(non)nullable types

Christopher Wright dhasenan at gmail.com
Sun Feb 15 05:54:20 PST 2009


Nick Sabalausky wrote:
> "Christopher Wright" <dhasenan at gmail.com> wrote in message 
> news:gn7jn9$1i0e$1 at digitalmars.com...
>> class Foo {
>>     void delegate()? dg;
>>     void doStuff() {
>>         if (dg) {
>>             doPart1;
>>             doPart2;
>>         } else {
>>             // some other long code path
>>         }
>>     }
>>
>>     private void doPart1() {
>>         // use dg; why should I check?
> 
> Because some other function or codepath could still accidentally be breaking 
> your precondition convention, so you're right back to inviting hidden.

Yes, but I'm using nullable variables. I'm happy with getting a hardware 
exception if I try dereferencing them when they're null.

I could pass the non-nullable versions to each of these convenience 
functions, which works in small cases (one or two such variables) and 
totally eliminates the value of using member functions.

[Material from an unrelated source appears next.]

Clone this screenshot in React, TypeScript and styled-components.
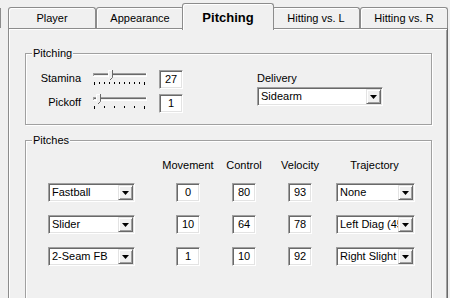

Plus, that's 
code duplication.

As for checking every time...

It's code duplication.

It's slower than removing the checks, and the checks aren't removed in 
release mode.

The checks are all going to boil down to:
if (variable) { } else { assert (false); }

It's unnecessary.

It's the compiler assuming that the programmer is an idiot and not 
allowing the programmer to insist that they know what they're doing.

I want *warnings* about this. But I think it's going to require far too 
much boilerplate in complex circumstances.